Thomas has an appointment with a speech therapist on Friday.
I know I've written about my mild concerns about his speech before, so this has been a long time coming. I am torn between feeling like I didn't push hard enough for help earlier, and cutting myself slack for doing the best I could with the information I had at the time. Still, it's all pretty frustrating, and it's just the beginning of a learning experience for me.
First of all, I am irritated with the lack of care his pediatrician expressed. I took Thomas in a for checkup back in March or so - he had a cough, and since I'd battled the Never Ending Cough of Doom for months, I didn't want to mess around when it came to Thomas. He checked out fine, and was even pretty friendly to his doctor, which was the second time he's seen him. This doctor is very good with children, and is easy to talk with, but I always get the sense from pediatricians that they don't take me very seriously. (There was the time I took Thomas as a wee tiny guy to his first pediatrician - I had my mom with me, since Beaux had just started a new job and couldn't come to doctor appointments. I swear that doctor, who I ended up liking for the most part, treated me like a teen mom. It was weird. Her demeanor totally changed when I came back months later with Beaux. I would think doctors see plenty of single moms or dads and wouldn't be judgmental about the whole issue, but not in this case...weird.) As he was leaving, I mentioned that I was concerned about Thomas' speech. He said, "Can he say the ABCs?"
Are you kidding me? Of course he could say his ABCs! We watch Sesame Street every day! This kid's whole day is all about the ABCs, practically. I said yes of course and he said, "I wouldn't worry about it until he's three."
I felt placated for a couple of days, and then fell back into my low grade worry cycle. I thought back to all my preschool kids and how much THEY talked. Most of them were pretty good conversationalists, honestly, once they got comfortable with me. Thomas definitely wasn't talking as well as any of them. Still, he would pop up with a new word now and then, and he can communicate most of desires, in one-word caveman speak. There were definitely no sentences, no expressions of feelings.
A month or so later we were in Hattiesburg, and I made a surprise drop-in visit on my Other Mother. Thomas was with me, so it was a sweet surprise. My Other Mother is a very busy and in demand speech pathologist. She is retired from the school system and now works privately, mostly dealing with kids with ADHD. She is incredibly well respected and of course I trust her opinion to the millionth degree. She didn't do a formal evalution - we were there a really short time, maybe twenty minutes, but I told her my concerns. She agreed with me, feeling a few things were off, then pulled out her big fat binder, and found the number for the speech therapist in our county.
I called that number before we left Hattiesburg, left a message, and got a return call the next day. It turned out that they couldn't see him before he was three, as their services didn't start until a child was three. Okay, so I would call back when he was three.

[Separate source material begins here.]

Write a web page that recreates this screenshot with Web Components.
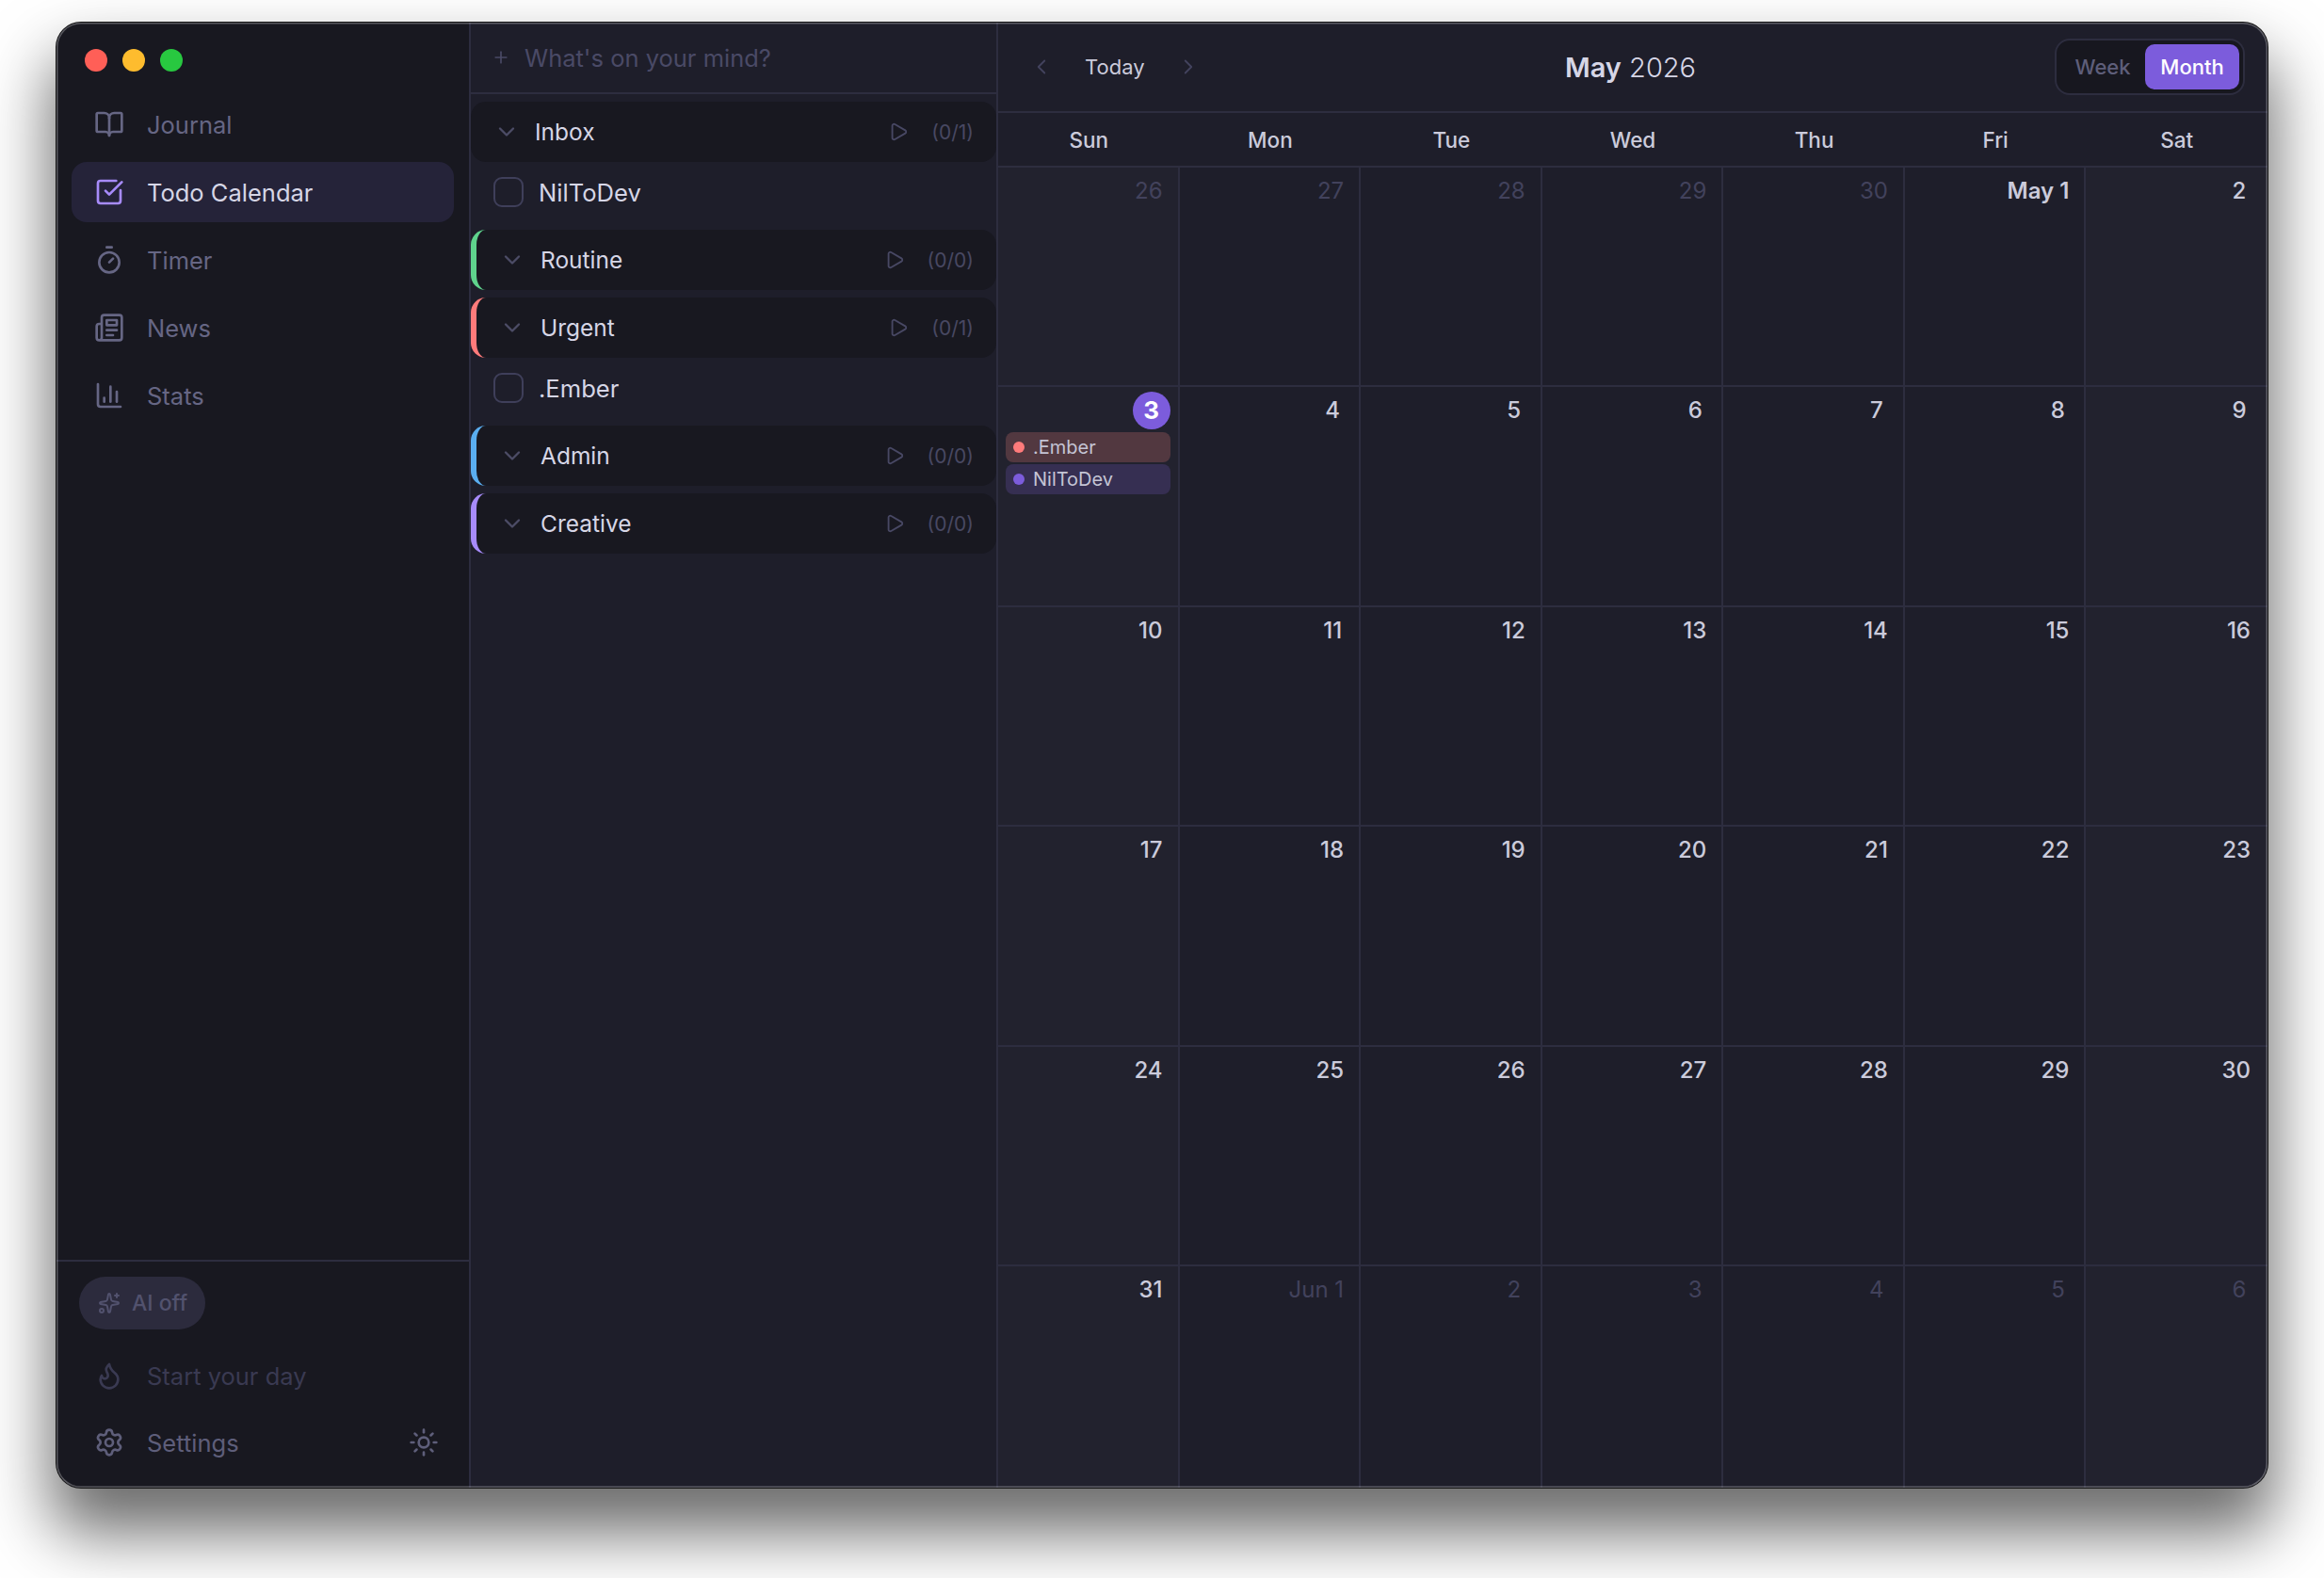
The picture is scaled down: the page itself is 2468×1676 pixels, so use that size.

It still bothered me, a little. What do kids do who really have an issue, no question about it, I wondered? You know, preemies or kids on the autism spectrum? I realized there's private care, I suppose, but But it wasn't until I saw a friend from Facebook mention at home speech therapy for HER two-year-old that I realized there was an early intervention program available through the health department.
It was too little, too late. He was SO CLOSE to being three that there was no way they could see him before he was three, and then he would get handed over to the school district program anyway.
Now, I was pissed.
Seriously, though, this is a concern but it's not one that keeps me up at night. I am not worried that Thomas has major issues. If anything, I wonder if it's an articulation issue. As I said before, he CAN communicate. He definitely understands what we say, can follow instructions, comes running into the living room if he hears a theme song to a TV show he knows. Not to mention, the child has never had an ear infection in his life. If he's quiet, that's okay - we're actually a pretty quiet family. I just want someone who knows what they're talking about to evaluate him. I am just so ready for communication to take place - for him to tell me what he's thinking, feeling. All those funny observations that kids make, he just doesn't seem interested.
So, even it's just a minor deal, I was aggravated that it took me FINDING OUT ON FACEBOOK that there was early intervention available. How hard would it have been for my doctor to tell me about the health department program? And why didn't I think to Google early speech intervention + my particular county?
The only break we've received is when I got a call offering the last appointment of the summer. I was thrilled, since I had called the week of Thomas' birthday, and they said that he would be seen once he started school, maybe a couple of weeks in. I was feeling really hopeless that we were going to have to wait until September or so...so God heard my frustrated thoughts, I'm choosing to believe, and helped us out.
So, I ask you, do have experience with speech therapy and your kid(s)? Any words of advice or wisdom? I am eager to come across as a real live adult, you know, a parent who has managed to keep a kid alive for three whole years.